» **PROVIDED DATA**
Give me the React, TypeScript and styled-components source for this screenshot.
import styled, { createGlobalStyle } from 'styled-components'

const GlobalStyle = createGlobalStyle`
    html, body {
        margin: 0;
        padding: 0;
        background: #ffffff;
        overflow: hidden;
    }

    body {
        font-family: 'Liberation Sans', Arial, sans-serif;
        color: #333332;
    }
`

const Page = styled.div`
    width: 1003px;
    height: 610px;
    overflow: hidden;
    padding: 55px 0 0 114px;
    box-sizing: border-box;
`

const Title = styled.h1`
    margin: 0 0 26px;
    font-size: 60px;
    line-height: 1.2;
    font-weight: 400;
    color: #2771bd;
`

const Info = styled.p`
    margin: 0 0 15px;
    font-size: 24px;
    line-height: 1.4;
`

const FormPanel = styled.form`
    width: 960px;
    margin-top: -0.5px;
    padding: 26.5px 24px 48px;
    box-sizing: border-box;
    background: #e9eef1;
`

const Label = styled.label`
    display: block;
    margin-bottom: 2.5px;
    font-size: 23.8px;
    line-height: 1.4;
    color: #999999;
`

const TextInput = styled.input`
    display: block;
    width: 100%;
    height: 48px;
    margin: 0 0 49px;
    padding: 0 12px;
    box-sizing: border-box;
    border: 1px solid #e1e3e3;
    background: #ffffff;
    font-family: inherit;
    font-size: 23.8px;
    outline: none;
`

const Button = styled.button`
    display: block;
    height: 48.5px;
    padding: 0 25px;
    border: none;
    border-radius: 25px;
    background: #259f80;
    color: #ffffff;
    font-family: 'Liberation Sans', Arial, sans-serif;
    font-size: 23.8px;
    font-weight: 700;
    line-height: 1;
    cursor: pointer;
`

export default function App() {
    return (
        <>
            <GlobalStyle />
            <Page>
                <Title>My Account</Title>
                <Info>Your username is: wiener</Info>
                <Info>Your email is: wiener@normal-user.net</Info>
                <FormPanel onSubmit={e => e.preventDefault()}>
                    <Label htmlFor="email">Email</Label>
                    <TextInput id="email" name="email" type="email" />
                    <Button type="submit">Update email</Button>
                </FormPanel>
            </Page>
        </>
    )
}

» **WHAT THE TASK REQUIRES**
Give the listing above again, word for word.

» **RESPONSE TO THIS TASK**
Give me the React, TypeScript and styled-components source for this screenshot.
import styled, { createGlobalStyle } from 'styled-components'

const GlobalStyle = createGlobalStyle`
    html, body {
        margin: 0;
        padding: 0;
        background: #ffffff;
        overflow: hidden;
    }

    body {
        font-family: 'Liberation Sans', Arial, sans-serif;
        color: #333332;
    }
`

const Page = styled.div`
    width: 1003px;
    height: 610px;
    overflow: hidden;
    padding: 55px 0 0 114px;
    box-sizing: border-box;
`

const Title = styled.h1`
    margin: 0 0 26px;
    font-size: 60px;
    line-height: 1.2;
    font-weight: 400;
    color: #2771bd;
`

const Info = styled.p`
    margin: 0 0 15px;
    font-size: 24px;
    line-height: 1.4;
`

const FormPanel = styled.form`
    width: 960px;
    margin-top: -0.5px;
    padding: 26.5px 24px 48px;
    box-sizing: border-box;
    background: #e9eef1;
`

const Label = styled.label`
    display: block;
    margin-bottom: 2.5px;
    font-size: 23.8px;
    line-height: 1.4;
    color: #999999;
`

const TextInput = styled.input`
    display: block;
    width: 100%;
    height: 48px;
    margin: 0 0 49px;
    padding: 0 12px;
    box-sizing: border-box;
    border: 1px solid #e1e3e3;
    background: #ffffff;
    font-family: inherit;
    font-size: 23.8px;
    outline: none;
`

const Button = styled.button`
    display: block;
    height: 48.5px;
    padding: 0 25px;
    border: none;
    border-radius: 25px;
    background: #259f80;
    color: #ffffff;
    font-family: 'Liberation Sans', Arial, sans-serif;
    font-size: 23.8px;
    font-weight: 700;
    line-height: 1;
    cursor: pointer;
`

export default function App() {
    return (
        <>
            <GlobalStyle />
            <Page>
                <Title>My Account</Title>
                <Info>Your username is: wiener</Info>
                <Info>Your email is: wiener@normal-user.net</Info>
                <FormPanel onSubmit={e => e.preventDefault()}>
                    <Label htmlFor="email">Email</Label>
                    <TextInput id="email" name="email" type="email" />
                    <Button type="submit">Update email</Button>
                </FormPanel>
            </Page>
        </>
    )
}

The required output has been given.